After a brief discussion of how they were going to accomplish the task at hand, Maija was on a board and paddling her way out to the line-up. At first, it wasn’t all warm and fuzzy. She had to take a couple of real waves to the face just trying to get out. That can be one harsh wake-up call. But, with that crew helping her, she was in safe hands. 

Finally, she was sitting out in the surf lineup with the crew waiting for a set wave. Her set wave.

I was lucky enough to be her first tandem partner and was stoked to share this experience with her.

She didn’t have to wait long. We noticed a couple of waves out the back so we spun around and started paddling. 

With a shove from Murillo, Maija was surfing.

We rode the wave all the way to the beach. With that wave and a grin from ear to ear, another surfer was born in Maija.

“It was mind-blowing!” she said. “I think all my adrenals dumped copiously into my bloodstream in an instant.”

As a surfer growing up in a coastal town, I always felt a bit like a spoiled brat having so many surf spots just a stone’s throw away from my front door.
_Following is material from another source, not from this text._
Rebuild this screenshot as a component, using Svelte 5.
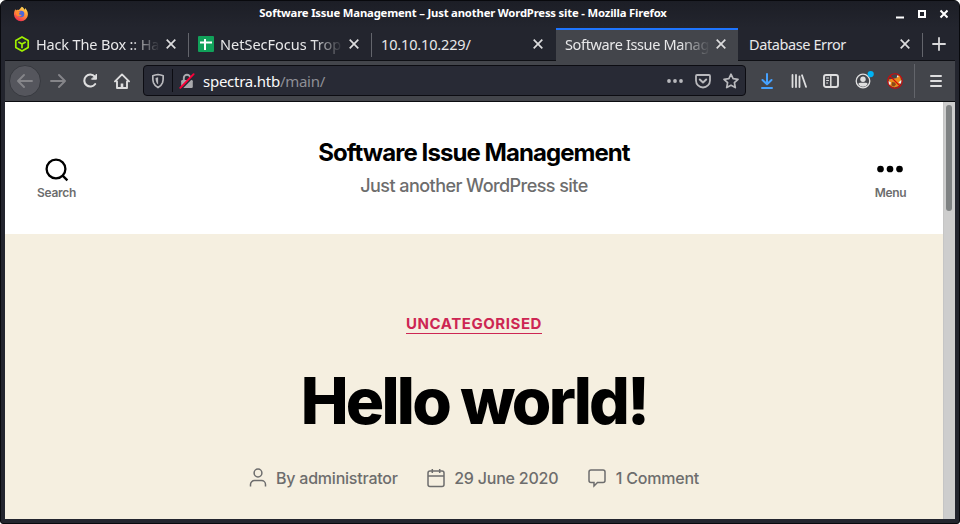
<script>
  const tabs = [
    { title: 'Hack The Box :: Ha', icon: 'htb', w: 184, spacing: -0.16, fade: true },
    { title: 'NetSecFocus Trop', icon: 'sheet', w: 183, spacing: 0, fade: true },
    { title: '10.10.10.229/', w: 184, spacing: -0.15 },
    { title: 'Software Issue Manag', w: 182, spacing: -0.36, fade: true, active: true },
    { title: 'Database Error', w: 185, spacing: -0.4 }
  ];
</script>

<div class="window">
  <header class="titlebar">
    <svg class="fox" width="16" height="16" viewBox="0 0 16 16">
      <defs>
        <linearGradient id="flame" x1="0.8" y1="0" x2="0.3" y2="1">
          <stop offset="0" stop-color="#ffe45a" /><stop offset=".45" stop-color="#ff9638" /><stop offset="1" stop-color="#f02852" />
        </linearGradient>
      </defs>
      <path fill="url(#flame)" d="M8.8.8C10.3 1.4 11 2.6 11.4 3.7c.5-.3.7-.8.8-1.6 1.6 1.7 2.9 4.1 2.7 6.6A7 7 0 0 1 8 15.3 7 7 0 0 1 1 8.5C.9 6.3 1.5 4.5 2.5 2.9c.1.8.3 1.2.6 1.5C3.9 3.7 4.5 3.6 5.5 4 6.7 3.500 7.400 2.300 8.800.8Z" />
      <circle cx="8" cy="8" r="3.300" fill="#4a65dc" />
      <path fill="#ff8a30" d="M3.200 4.500 6 5.200c.5.3 1.200.5 1.800.6-.4.8-1.300.8-1.700 1.400-.3 1 .4 1.700 1.500 1.500 1-.2 1.400.1 1.300.4-1 1.500-3 1.900-4.700.6C2.600 8.500 2.500 6.500 3.200 4.500Z" />
    </svg>
    <div class="caption">Software Issue Management – Just another WordPress site - Mozilla Firefox</div>
    <svg class="controls" width="56" height="14" viewBox="0 0 56 14">
      <path d="M4 10.500h8" stroke="#fff" stroke-width="2" />
      <rect x="27" y="4" width="6" height="6" fill="none" stroke="#fff" stroke-width="2" />
      <path d="m48.500 3.500 7 7m0-7-7 7" stroke="#fff" stroke-width="2" />
    </svg>
  </header>

  <nav class="tabs">
    {#each tabs as tab}
      <div class="tab" class:active={tab.active} style:width="{tab.w}px" style:letter-spacing="{tab.spacing}px">
        {#if tab.icon === 'htb'}
          <svg width="16" height="16" viewBox="0 0 16 16" fill="none" stroke="#9fef00" stroke-width="1.700" stroke-linejoin="round">
            <path d="M8 .9 14.200 4.400v7.200L8 15.100l-6.200-3.500V4.400ZM4.300 5.900 8 8l3.700-2.100M8 8v4.200" />
          </svg>
        {:else if tab.icon === 'sheet'}
          <svg width="16" height="16" viewBox="0 0 16 16">
            <rect width="16" height="16" rx="1" fill="#11a15a" />
            <path d="M2 6.500h12M7 3v11" stroke="#fff" stroke-width="2" />
          </svg>
        {/if}
        <span class="label" class:fade={tab.fade}>{tab.title}</span>
        <svg class="close" width="10" height="10" viewBox="0 0 10 10"><path d="m.7.700 8.600 8.600m0-8.600L.7 9.300" stroke="currentColor" stroke-width="1.700" /></svg>
      </div>
    {/each}
    <div class="plus">
      <svg width="14" height="14" viewBox="0 0 14 14"><path d="M7 .3v13.400M.3 7h13.400" stroke="#d9d9da" stroke-width="1.800" /></svg>
    </div>
  </nav>

  <div class="toolbar">
    <div class="btn back">
      <svg width="16" height="16" viewBox="0 0 16 16" fill="none" stroke="#858589" stroke-width="1.900" stroke-linecap="round" stroke-linejoin="round"><path d="M15 8H1.500M7 2 1 8l6 6" /></svg>
    </div>
    <div class="btn">
      <svg width="16" height="16" viewBox="0 0 16 16" fill="none" stroke="#858589" stroke-width="1.900" stroke-linecap="round" stroke-linejoin="round"><path d="M1 8h13.500M9 2l6 6-6 6" /></svg>
    </div>
    <div class="btn">
      <svg width="16" height="16" viewBox="0 0 16 16" fill="none" stroke="#dededf" stroke-width="2.100" stroke-linecap="round"><path d="M12.800 3.600A6 6 0 1 0 13.200 11" /><path d="M14.500 1.500v4.700H9.800Z" fill="#dededf" stroke-width="1" stroke-linejoin="round" /></svg>
    </div>
    <div class="btn">
      <svg width="16" height="16" viewBox="0 0 16 16" fill="none" stroke="#dededf" stroke-width="1.900" stroke-linecap="round" stroke-linejoin="round"><path d="M1 8.400 8 1.400l7 7M3 8.500V15h10V8.500" /><path d="M8 14v-3.500" stroke-width="2.600" stroke-linecap="butt" /></svg>
    </div>

    <div class="urlbar">
      <svg class="shield" width="16" height="16" viewBox="0 0 16 16" fill="none" stroke="#b9b9bd" stroke-width="1.700" stroke-linejoin="round">
        <path d="M8 1.500c2.200.3 3.800.7 5.200 1.200.1 3 0 5-.7 7-.8 2.100-2.300 3.600-4.500 4.900-2.200-1.300-3.700-2.800-4.500-4.900-.7-2-.8-4-.7-7C4.200 2.200 5.800 1.800 8 1.500Z" />
        <path d="M8.100 4.200v7.300C6.500 10 5.600 8.200 5.500 4.900Z" fill="#b9b9bd" stroke="none" />
      </svg>
      <i class="divider"></i>
      <svg class="lock" width="16" height="16" viewBox="0 0 16 16">
        <path d="M4.800 7.500V5a3.200 3.200 0 0 1 6.400 0v2.500" fill="none" stroke="#a9a9ad" stroke-width="1.900" />
        <rect x="2.200" y="7" width="11.600" height="8" rx="1.300" fill="#a9a9ad" />
        <path d="m2 16 14-14.500" stroke="#282a35" stroke-width="2" />
        <path d="M1.300 14.800 14.600 1.200" stroke="#ff0039" stroke-width="1.900" stroke-linecap="round" />
      </svg>
      <span class="url">spectra.htb<em>/main/</em></span>
      <svg class="page-icon" width="16" height="16" viewBox="0 0 16 16" fill="#b9b9bd"><circle cx="2" cy="8" r="1.900" /><circle cx="8" cy="8" r="1.900" /><circle cx="14" cy="8" r="1.900" /></svg>
      <svg class="page-icon" width="16" height="16" viewBox="0 0 16 16" fill="none" stroke="#b9b9bd" stroke-width="1.800" stroke-linecap="round" stroke-linejoin="round"><path d="M2 2h12q1 0 1 1v4.500a7 7 0 0 1-14 0V3q0-1 1-1Z" /><path d="m4.800 6.500 3.200 3 3.200-3" stroke-width="2" /></svg>
      <svg class="page-icon" width="16" height="16" viewBox="0 0 16 16" fill="none" stroke="#b9b9bd" stroke-width="1.700" stroke-linejoin="round"><path d="m8 1.200 2.100 4.400 4.900.7-3.600 3.400.9 4.900L8 12.300l-4.300 2.300.9-4.900L1 6.300l4.900-.7Z" /></svg>
    </div>

    <div class="btn">
      <svg width="16" height="16" viewBox="0 0 16 16" fill="none" stroke="#45a1ff" stroke-width="2" stroke-linecap="round" stroke-linejoin="round"><path d="M8 1v10M3.500 7 8 11.300 12.500 7M3 15h10" /></svg>
    </div>
    <div class="btn">
      <svg width="16" height="16" viewBox="0 0 16 16" fill="none" stroke="#dededf" stroke-width="1.800" stroke-linecap="round"><path d="M1.500 2v12M5 2v12M8.500 3.500V14M11 2.300l4 11.500" /></svg>
    </div>
    <div class="btn">
      <svg width="16" height="16" viewBox="0 0 16 16" fill="none" stroke="#dededf"><rect x="1" y="2" width="14" height="12" rx="2" stroke-width="1.900" /><path d="M7.800 2v12" stroke-width="1.500" /><path d="M3.200 5h2.800M3.200 7.500h2.800M3.200 10H5" stroke-width="1" /></svg>
    </div>
    <div class="btn account">
      <svg width="22" height="22" viewBox="0 0 22 22"><circle cx="11" cy="11" r="6.800" fill="none" stroke="#dededf" stroke-width="1.300" /><circle cx="11" cy="9.300" r="2.700" fill="#dededf" /><path d="M6.200 14c1.200-2 2.600-1.200 4.800-1.200s3.600-.8 4.800 1.200A5.500 5.500 0 0 1 11 16.700 5.500 5.500 0 0 1 6.200 14Z" fill="#dededf" /><circle cx="18.700" cy="4.100" r="3.100" fill="#00b3f4" /></svg>
    </div>
    <div class="btn">
      <svg width="16" height="16" viewBox="0 0 16 16">
        <path d="M1.500 6.500 10 5l1-3.200 2.200 1.700 1.200 5-2.500 4.500-4.500 1.500-4-1.500Z" fill="#ed8c1c" /><path d="M1.400 8 4 9.500l-1 3-1.700-2Zm10 1.500 3.200-2.700-.5 4ZM9.500 4.500l1.200-2.500 1 2Z" fill="#eee" /><path d="m5 9 3 .5 1 2-2 2-2.500-1Z" fill="#8b4b17" />
        <circle cx="8" cy="8" r="7.300" fill="none" stroke="#d20a0a" stroke-width="1.100" /><path d="m3 3 10 10" stroke="#d20a0a" stroke-width="1.100" />
      </svg>
    </div>
    <i class="toolsep"></i>
    <div class="btn">
      <svg width="16" height="16" viewBox="0 0 16 16" stroke="#dededf" stroke-width="2" stroke-linecap="round"><path d="M3 3h10M3 8h10M3 13h10" /></svg>
    </div>
  </div>

  <div class="view">
    <main>
      <div class="site-header">
        <div class="toggle search">
          <svg width="24" height="24" viewBox="0 0 24 24" fill="none" stroke="#000" stroke-width="2.300"><circle cx="11" cy="11" r="9.400" /><path d="m17.400 17.400 5 5" /></svg>
          <span>Search</span>
        </div>
        <div class="branding">
          <h1>Software Issue Management</h1>
          <p>Just another WordPress site</p>
        </div>
        <div class="toggle menu">
          <svg width="26" height="24" viewBox="0 0 26 24"><circle cx="3.500" cy="11" r="3.350" /><circle cx="13" cy="11" r="3.350" /><circle cx="22.500" cy="11" r="3.350" /></svg>
          <span>Menu</span>
        </div>
      </div>
      <article>
        <a class="category" href="#uncategorised">Uncategorised</a>
        <h2>Hello world!</h2>
        <div class="meta">
          <div class="item author">
            <svg width="18" height="20" viewBox="0 0 18 20"><path d="M1.500 18.500v-2a4 4 0 0 1 4-4h7a4 4 0 0 1 4 4v2" /><circle cx="9" cy="5" r="3.900" /></svg>
            <span>By administrator</span>
          </div>
          <div class="item date">
            <svg width="18" height="20" viewBox="0 0 18 20"><rect x="1" y="3" width="16" height="15.500" rx="2" /><path d="M1 8h16M5.300 1v4M12.700 1v4" /></svg>
            <span>29 June 2020</span>
          </div>
          <div class="item comment">
            <svg width="18" height="20" viewBox="0 0 18 20"><path d="M3 2h12a2 2 0 0 1 2 2v8.500a2 2 0 0 1-2 2H9.500L6 18v-3.500H3a2 2 0 0 1-2-2V4a2 2 0 0 1 2-2Z" /></svg>
            <span>1 Comment</span>
          </div>
        </div>
      </article>
    </main>
    <div class="scrollbar"><div class="thumb"></div></div>
  </div>
</div>

<style>
  :global(body) { background: #fff; overflow: hidden; }
  * { box-sizing: border-box; }
  svg { display: block; flex: none; }
  .window { width: 960px; height: 524px; display: flex; flex-direction: column; background: #23252e; border: 1px solid #08090d; border-radius: 6px 6px 3px 3px; overflow: hidden; padding: 0 4px 4px; font-family: 'Noto Sans', sans-serif; }
  .titlebar { height: 27px; flex: none; display: flex; align-items: center; margin: 0 -4px; padding: 0 11px 1px 12px; background: linear-gradient(#1c1e26, #23252e); color: #fff; }
  .caption { flex: 1; text-align: center; font-size: 11.3px; font-weight: 700; letter-spacing: -.18px; line-height: 16px; white-space: nowrap; padding: 0 0 2px 5px; }
  .tabs { height: 33px; flex: none; display: flex; border-bottom: 1px solid #0f1015; margin-bottom: -1px; z-index: 1; }
  .tab { display: flex; align-items: center; flex: none; padding: 0 13px 0 9px; color: #e8e8e9; font-size: 14.5px; position: relative; }
  .tab > svg:first-child { margin-right: 6px; }
  .tab::after { content: ''; position: absolute; right: 0; top: 5px; width: 1px; height: 24px; background: #63656c; }
  .tab:nth-child(3)::after, .active::after { display: none; }
  .active { background: #43454b; border-top: 2px solid #1f75fe; height: 33px; padding-bottom: 3px; padding-right: 12px; }
  .tab:nth-child(5) { padding-left: 11px; }
  .label { flex: 1; min-width: 0; overflow: hidden; white-space: nowrap; line-height: 24px; }
  .fade { mask-image: linear-gradient(to left, transparent, #000 30px); }
  .close { margin-left: 6px; color: #dcdcdd; }
  .plus { flex: 1; display: flex; align-items: center; justify-content: center; }
  .toolbar { height: 42px; flex: none; display: flex; align-items: center; background: #43454b; border-bottom: 1px solid #0b0c10; padding: 0 3px 0 4px; }
  .btn { width: 32px; height: 32px; flex: none; display: flex; align-items: center; justify-content: center; }
  .back { background: #55565d; border: 1px solid #37393f; border-radius: 50%; margin-right: 1px; }
  .urlbar { flex: none; width: 603px; height: 31px; margin: 0 5px 0 5px; display: flex; align-items: center; background: #282a35; border: 1px solid #0c0c12; border-radius: 4px; padding: 0 6px; color: #f9f9fa; }
  .divider { width: 1px; height: 23px; background: #0c0c12; margin: 0 6px; }
  .url { flex: 1; margin-left: 8px; font-size: 15px; letter-spacing: -.26px; white-space: nowrap; }
  .url em { font-style: normal; color: #8e8f96; }
  .page-icon { margin-left: 12px; }
  .toolsep { width: 1px; height: 34px; background: #63656b; margin: 0 5px 0 3px; }
  .view { flex: 1; min-height: 0; display: flex; overflow: hidden; }
  main { flex: 1; background: #f5efe0; font-family: Inter, sans-serif; overflow: hidden; color: #6d6d6d; }
  .site-header { height: 132px; background: #fff; display: flex; justify-content: space-between; align-items: flex-start; }
  .branding { text-align: center; padding: 36px 0 0 2px; }
  h1 { margin: 0; font-size: 24px; font-weight: 700; line-height: 30px; letter-spacing: -.94px; color: #000; }
  .branding p { margin: 5px 0 0; font-size: 18px; font-weight: 500; line-height: 26px; letter-spacing: -.0311em; }
  .toggle { width: 103px; padding-top: 56px; display: flex; flex-direction: column; align-items: center; font-size: 12px; font-weight: 600; line-height: 16px; letter-spacing: -.3px; }
  .toggle span { margin-top: 3px; }
  .menu { width: 105px; }
  article { display: flex; flex-direction: column; align-items: center; }
  .category { margin-top: 81px; color: #cd2653; font-size: 15px; line-height: 17px; font-weight: 700; letter-spacing: .0366em; text-transform: uppercase; text-decoration: none; border-bottom: 1px solid #cd2653; height: 19px; }
  h2 { margin: 31px 0 0; color: #000; font-size: 64px; line-height: 72px; font-weight: 800; letter-spacing: -2.8px; white-space: nowrap; }
  .meta { display: flex; margin-top: 29px; font-size: 16px; font-weight: 500; line-height: 24px; letter-spacing: -.22px; gap: 29.500px; }
  .item { display: flex; align-items: center; gap: 9px; white-space: nowrap; }
  .comment { gap: 10px; }
  .item svg { fill: none; stroke: #6d6d6d; stroke-width: 1.500; }
  .scrollbar { width: 12px; background: #cdcdcd; border-left: 1px solid #c5c5c5; padding: 3px 3px 0 2px; }
  .thumb { width: 6px; height: 106px; border-radius: 3px; background: #7f8283; }
</style>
When I ever I get the urge to paddle out, I’m pretty sure there will be a wave somewhere to ride or a friend that will talk me into going out it even if there’s not. Sure makes for a blessed life; a life I sometimes take for granted.

Now, I consider myself a pretty decent athlete. If Lance Armstrong is a ten and John Daly (the party golfer) is a one, I’m probably a 5.2 on the overall athletic scale. I’ve mastered a few sports, surfing being one of those.

But I realized something when I read  a quote from Donald Harley, a sports writer: “A trait that most athletes share is the fact that all of them have great reserves of determination, power and strength of character. A lot of them overcome serious adversity to reach the top of their sport.”

I haven’t had to overcome much adversity other than my own laziness. But for the most part, I think most athletes would subscribe to Harley’s point of view.

Surfing is a strenuous sport and requires a lot of upper body strength as well as balance and coordination. It’s no wonder so many people try this sport once or twice and never return. Not only do you have to meet the physical challenges but in our case you also have the cold icy waters of the North Pacific to deal with.

Imagine all of that desire, determination and will power but without half of the power and strength needed to succeed in the sport. Now we can talk about overcoming serious adversity.

Maija definitely overcame adversity on that day and has demonstrated how to live life to the fullest no matter what hand you’re dealt. She’s definitely an inspiration to all of us and my new ambassador of stoke. She has since been out a couple of more times and plans on continuing her new surfing career.